The public school system is by no means consistently substandard. However, some might find that public schools do not meet their needs, with some areas of the United States suffering from increasingly overpopulated classes, high teacher turnover rate, and decreasing school terms due to lack of funding. More recently, lawmakers are taking steps to improve the state of educational quality. In some places, more tax money is funneled into school budgets. Other places change city or county policies to meet the needs of students and teachers alike.

Traditional schooling is not for everyone. If you find yourself in that position, you may consider the alternatives. Personally, after an intense three years of high school, during which I achieved excellent grades but felt increasingly overwhelmed, I chose to leave high school after my junior year and enter college early. One of my close friends left public school after the seventh grade, choosing home-schooling and traveling the world in the meantime.

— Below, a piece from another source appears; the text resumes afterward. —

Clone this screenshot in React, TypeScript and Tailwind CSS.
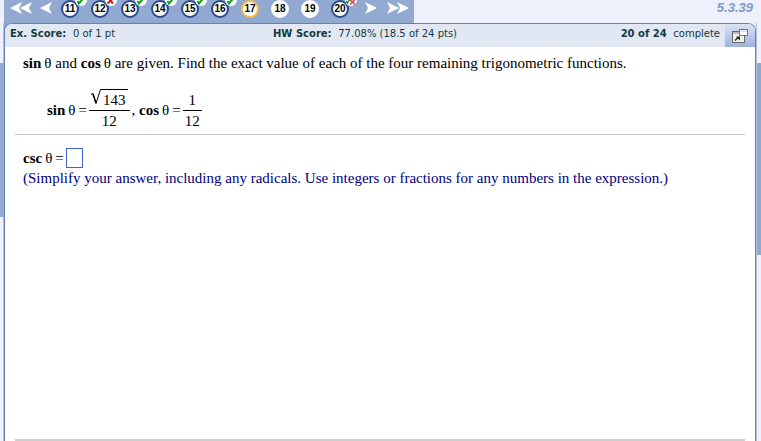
import type { ReactNode } from "react";

type Status = "correct" | "wrong" | "partial" | "current" | "todo";

const questions: { id: number; status: Status }[] = [
  { id: 11, status: "correct" },
  { id: 12, status: "wrong" },
  { id: 13, status: "correct" },
  { id: 14, status: "correct" },
  { id: 15, status: "correct" },
  { id: 16, status: "correct" },
  { id: 17, status: "current" },
  { id: 18, status: "todo" },
  { id: 19, status: "todo" },
  { id: 20, status: "partial" },
];

const ringColor: Record<Status, string> = {
  correct: "border-[#2b4a8c]",
  wrong: "border-[#2b4a8c]",
  partial: "border-[#2b4a8c]",
  current: "border-[#f9bd45]",
  todo: "border-white",
};

function StatusMark({ status }: { status: Status }) {
  if (status === "current" || status === "todo") return null;
  return (
    <svg className="absolute -top-2 left-3" width="12" height="14" viewBox="0 0 12 14" aria-hidden="true">
      <circle cx="6" cy="6" r="6" fill="#fff" />
      {status === "correct" && <path d="M2.500 7l1.500 2.500L8.500 4" fill="none" stroke="#12a01c" strokeWidth="2" />}
      {status === "wrong" && <path d="M3 4l5 5.500M8.500 4l-6 5.500" fill="none" stroke="#e01818" strokeWidth="2" />}
      {status === "partial" && (
        <>
          <path d="M1 7l1.500 2L5 5" fill="none" stroke="#12a01c" strokeWidth="1.500" />
          <path d="M5 5.500l5 5M10 5.500l-5 5" fill="none" stroke="#e8384c" strokeWidth="1.500" />
        </>
      )}
    </svg>
  );
}

function ArrowButton({ label, double, back }: { label: string; double?: boolean; back?: boolean }) {
  const w = double ? 22 : 12;
  return (
    <button type="button" aria-label={label}>
      <svg width={w} height="14" viewBox={`0 0 ${w} 14`} className={back ? "-scale-x-100" : ""}>
        <path d="M0 1l12 6-12 6 3-6z" fill="#fff" />
        {double && <path d="M10 1l12 6-12 6 3-6z" fill="#fff" />}
      </svg>
    </button>
  );
}

function QuestionNav() {
  return (
    <nav className="flex h-[23px] items-start overflow-hidden bg-[#92a9d2] pr-[5px] pl-[6px]">
      <div className="flex h-4 items-center gap-2">
        <ArrowButton label="First questions" double back />
        <ArrowButton label="Previous question" back />
      </div>
      <ol className="ml-[3px] flex">
        {questions.map((q) => (
          <li key={q.id} className="flex w-[30px] justify-center">
            <button
              type="button"
              className={`relative flex size-[18px] items-center justify-center rounded-full border-2 bg-white font-['Liberation_Sans',sans-serif] text-[10px] leading-none font-bold text-black ${ringColor[q.status]}`}
            >
              {q.id}
              <StatusMark status={q.status} />
            </button>
          </li>
        ))}
      </ol>
      <div className="ml-2.5 flex h-4 items-center gap-2.5">
        <ArrowButton label="Next question" />
        <ArrowButton label="Last questions" double />
      </div>
    </nav>
  );
}

function Fraction({ top, bottom }: { top: ReactNode; bottom: string }) {
  return (
    <span className="inline-flex flex-col items-center">
      <span className="flex h-[21px] items-end justify-center px-0.5 leading-5">{top}</span>
      <span className="w-full border-t border-black px-0.5 text-center leading-5">{bottom}</span>
    </span>
  );
}

function Root({ children }: { children: string }) {
  return (
    <span className="flex h-[21px] items-start">
      <svg width="10" height="16" viewBox="0 0 10 16" aria-label="square root of">
        <path d="M0 5.500l2-1 3 10L9.500.5h.5" fill="none" stroke="#000" />
        <path d="M2 5l3 9" stroke="#000" strokeWidth="1.500" />
      </svg>
      <span className="border-t border-black px-0.5 leading-5">{children}</span>
    </span>
  );
}

// Function name and angle, set with the narrow gap used in the exercises
function Trig({ fn }: { fn: string }) {
  return (
    <>
      <b>{fn}</b>&thinsp;θ
    </>
  );
}

function PopOutIcon() {
  return (
    <svg width="16" height="14" viewBox="0 0 16 14" aria-hidden="true">
      <rect x=".5" y="2.500" width="12" height="11" fill="#f3f3ee" stroke="#666" />
      <path d="M1 4h11" stroke="#bbb" strokeWidth="2" />
      <rect x="7.500" y=".5" width="8" height="6" fill="#fff" stroke="#777" />
      <path d="M8 2h7" stroke="#c9cedb" />
      <path d="M3 11.500l3-3" stroke="#222" strokeWidth="1.500" />
      <path d="M4 7.500h4v4z" fill="#222" />
    </svg>
  );
}

export default function App() {
  return (
    <div className="flex min-h-screen flex-col bg-[#eef1fc]">
      <header className="flex justify-between pr-2 pl-1">
        <QuestionNav />
        <p className="font-['Liberation_Sans',sans-serif] text-[13px] leading-4 font-bold text-[#7f9bd0] italic">5.3.39</p>
      </header>

      <div className="flex grow">
        <div className="w-1 border-r border-[#b5c1dc] pt-10">
          <div className="h-[154px] w-1 bg-[#92a9d2]" />
        </div>

        <div className="flex min-w-0 grow bg-linear-to-r from-[#92a9d2] from-50% to-[#eef1fc] to-50%">
          <main className="flex min-w-0 grow flex-col overflow-hidden rounded-t-lg border border-b-0 border-[#6480b4] bg-white">
            <div className="flex h-[23px] items-stretch bg-[#e2e8f3]">
              <div className="flex grow justify-between px-[5px] font-['DejaVu_Sans',sans-serif] text-[10px] leading-5 text-[#123a40]">
                <p className="flex-1 whitespace-pre">
                  <b>Ex. Score: </b> 0 of 1 pt
                </p>
                <p className="whitespace-pre">
                  <b>HW Score: </b> 77.08% (18.5 of 24 pts)
                </p>
                <p className="flex-1 text-right whitespace-pre">
                  <b>20 of 24 </b> complete
                </p>
              </div>
              <button
                type="button"
                aria-label="Open in new window"
                className="flex w-[30px] items-center justify-center bg-linear-to-b from-[#dbe3f4] to-[#9fb2df]"
              >
                <PopOutIcon />
              </button>
            </div>

            <div className="mx-2.5 flex grow flex-col border-b-2 border-[#cfcfcf] font-['Liberation_Serif',serif] text-[15px] text-black">
              <section className="border-b border-[#c8c8c8] px-2 pt-1.5 pb-[3px]">
                <p className="leading-5">
                  <Trig fn="sin" /> and <Trig fn="cos" /> are given. Find the exact value of each of the four remaining
                  trigonometric functions.
                </p>
                <div className="mt-4 ml-6 flex items-center gap-0.5">
                  <span>
                    <Trig fn="sin" />
                    &thinsp;=
                  </span>
                  <Fraction top={<Root>143</Root>} bottom="12" />
                  <span>
                    , <Trig fn="cos" />
                    &thinsp;=
                  </span>
                  <Fraction top="1" bottom="12" />
                </div>
              </section>

              <section className="px-2 pt-3">
                <label className="flex items-center gap-0.5">
                  <span>
                    <Trig fn="csc" />
                    &thinsp;=
                  </span>
                  <input type="text" className="h-5 w-[17px] border border-[#3566cc] bg-white outline-none" />
                </label>
                <p className="leading-4 text-[#000080]">
                  (Simplify your answer, including any radicals. Use integers or fractions for any numbers in the expression.)
                </p>
              </section>
            </div>
          </main>
        </div>

        <div className="w-[5px] border-l border-[#b5c1dc] pt-10">
          <div className="h-48 bg-[#92a9d2]" />
        </div>
      </div>
    </div>
  );
}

Diploma Equivalency Requirements

In order to take the steps we did, we both successfully passed the GED (General Educational Development) examination. No matter what the situation, to be considered equivalent to a high school graduate one must take and successfully pass the standard GED tests. Many occupations nowadays require a high school diploma or equivalency to be considered a serious applicant. Most colleges, as well, require a diploma or equivalency to attend their institutions. Whatever path you choose to take, keep in mind your ultimate goals, and the education needed to pass the GED if necessary for achieving those goals.